I only remember three good jokes that I legitimately laughed at and those three I’m taking with me. One is a joke about currency in the West as a one dollar bill was different back then and two flashback scenes that had a decent payoff. One of them involving a Gilbert Gottfried cameo where he plays Abraham Lincoln that I admit got a good laugh out of me. Compared to the surreal idea of Gilbert being a log cabin President, other cameos like Christopher Lloyd reprising his Doc Brown feel really forced and pointless. I remember Brad Jones and a friend of his talking about this movie in a vlog and mentioning how it would have been funnier if the events of Back to the Future Part III unfolded in this movie. Heck, there’s even a scene when Seth’s character gets away on a train from the bad guys. Wouldn’t it be funnier if it cut to an image of the DeLorean in front of the train right after Liam says “That train will be back” seeing we know what happened to the train at the end of BTTF 3? And that’s just an idea of how much potential is lost here.
My only argument is that Seth is trying to do what Blazing Saddles did for Westerns.
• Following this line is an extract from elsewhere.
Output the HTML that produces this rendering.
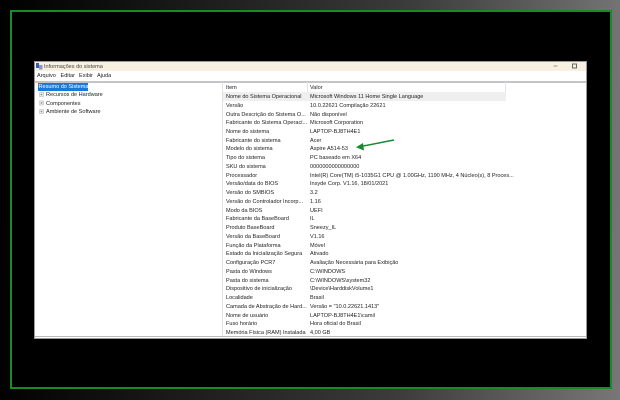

But at least Mel Brooks avoided repetition of saying “living in the west sucks” by giving us a commentary on racism and having characters with a dimension that feel like they were taken out of a western. In a way, “Million Ways” tries to be something akin but tries to do a modern spin which feels out of place. Blazing Saddles was funnier in comparison because it took the period piece setting and really satirized how problematic it was compared to our modern life. Seth’s film is just one joke that is said again and again to the point you would rather dip your head in a bucket of piranhas or spontaneously burst into flames. Because at least that is far more interesting than this dull gulch desert of a picture.